Setting up a government

Since special districts already provided fire, water and sanitation, and the Jefferson County School District was in place, the only immediate need was law enforcement, Higgins added. Jack Bramble was appointed the city’s first police chief and several county sheriff's deputies were hired as officers to provide weekend coverage, Jaidinger said.

Turner said the new city had 90 days after the election to come up with a “working system” of government. The Post story noted state statutes required an election to designate city council wards with two council representatives from each ward, a mayor, clerk and treasurer.

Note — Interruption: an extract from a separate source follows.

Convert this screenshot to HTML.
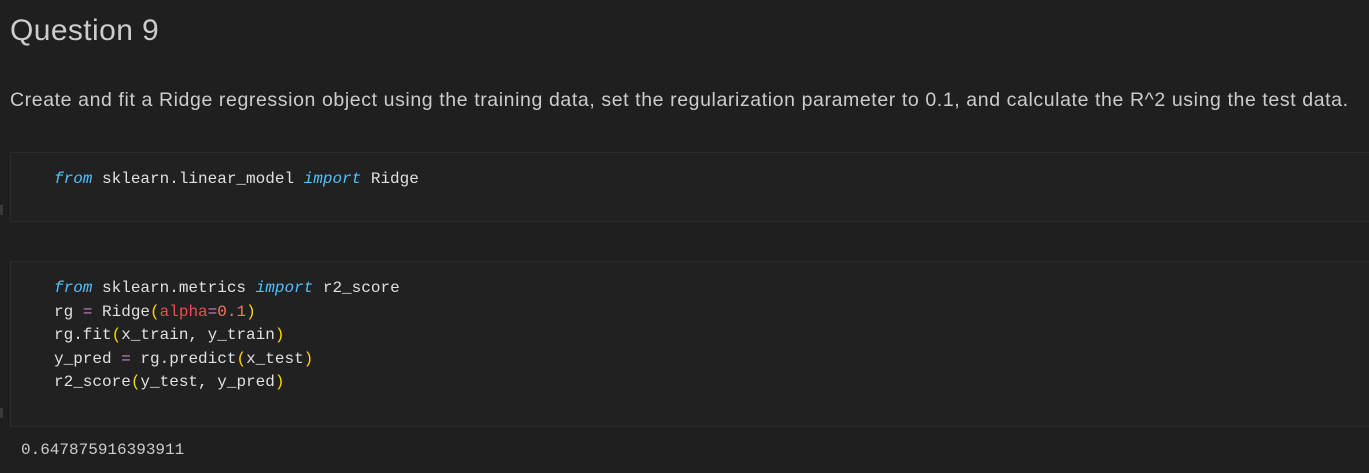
<!DOCTYPE html>
<html><head><meta charset="utf-8"><style>
body{margin:0;background:#1f1f1f;width:1369px;height:473px;overflow:hidden;font-family:"Liberation Sans",sans-serif;color:#cccccc;position:relative}
.h{position:absolute;left:10px;top:14px;font-size:30px;color:#cccccc;white-space:nowrap;letter-spacing:0.4px}
.p{position:absolute;left:10px;top:89px;font-size:19.5px;letter-spacing:0.6px;white-space:nowrap;color:#cccccc}
.cell{position:absolute;left:10px;right:-5px;background:#212121;border:1px solid #2b2b2b}
.code{position:absolute;left:54px;font-family:"Liberation Mono",monospace;font-size:16px;line-height:23.6px;color:#e0e0e0;white-space:pre}
.k{color:#4fc1ff;font-style:italic}
.y{color:#ffd700}.r{color:#f14c4c}.o{color:#f47a5a}.e{color:#c586c0}
.bar{position:absolute;left:0;width:3px;height:10px;background:#3a3a3a}
.out{position:absolute;left:21px;top:441px;font-family:"Liberation Mono",monospace;font-size:16px;color:#cccccc;white-space:pre}
</style></head><body>
<div class="h">Question 9</div>
<div class="p">Create and fit a Ridge regression object using the training data, set the regularization parameter to 0.1, and calculate the R^2 using the test data.</div>
<div class="cell" style="top:152px;height:68px"></div>
<div class="bar" style="top:205px"></div>
<div class="code" style="top:168px"><span class="k">from</span> sklearn.linear_model <span class="k">import</span> Ridge</div>
<div class="cell" style="top:261px;height:164px"></div>
<div class="bar" style="top:408px"></div>
<div class="code" style="top:277px"><span class="k">from</span> sklearn.metrics <span class="k">import</span> r2_score
rg <span class="e">=</span> Ridge<span class="y">(</span><span class="r">alpha</span><span class="e">=</span><span class="o">0.1</span><span class="y">)</span>
rg.fit<span class="y">(</span>x_train, y_train<span class="y">)</span>
y_pred <span class="e">=</span> rg.predict<span class="y">(</span>x_test<span class="y">)</span>
r2_score<span class="y">(</span>y_test, y_pred<span class="y">)</span></div>
<div class="out">0.647875916393911</div>
</body></html>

Turner said a small group of city supporters met twice a week — usually until about 2:30 in the morning — to set up the city.

“There was a lot of anxiety and nervous moments about lots of things,” she stated. “We were kind of ‘what do we do now?’”

Jaidinger said he doesn’t recall tax rates and other financial issues were concerns. A one-cent sales tax was the first money-raising source for the new city.

“I think most people then didn’t give a damn,” he stated. “The more common concern was losing our voice on government issues if Jefferson City was formed. We just didn’t want that to happen. We wanted to protect ourselves and the community of Wheat Ridge, we didn’t want to lose our identity.”

On June 29, the Outlook wrote that voters approved the formation of Jefferson City, then the state’s third largest, by an 8,476-3,371 tally.

Higgins said Wheat Ridge was and still is “uniquely different than Denver or any of the other surrounding communities. I am proud we were able to do it on a shoestring but I don’t think we comprehended the complexity. We were just a bunch of men and women who took a leap of faith to keep Wheat Ridge going.”

“We thought it was absolutely the right move to incorporate,” Jaidinger said. “We thought we were much different than Lakewood. I’m very happy and couldn’t be prouder — except for marrying my wife — than anything I’ve ever done. In a lot of ways, I can’t believe it’s been 50 years.”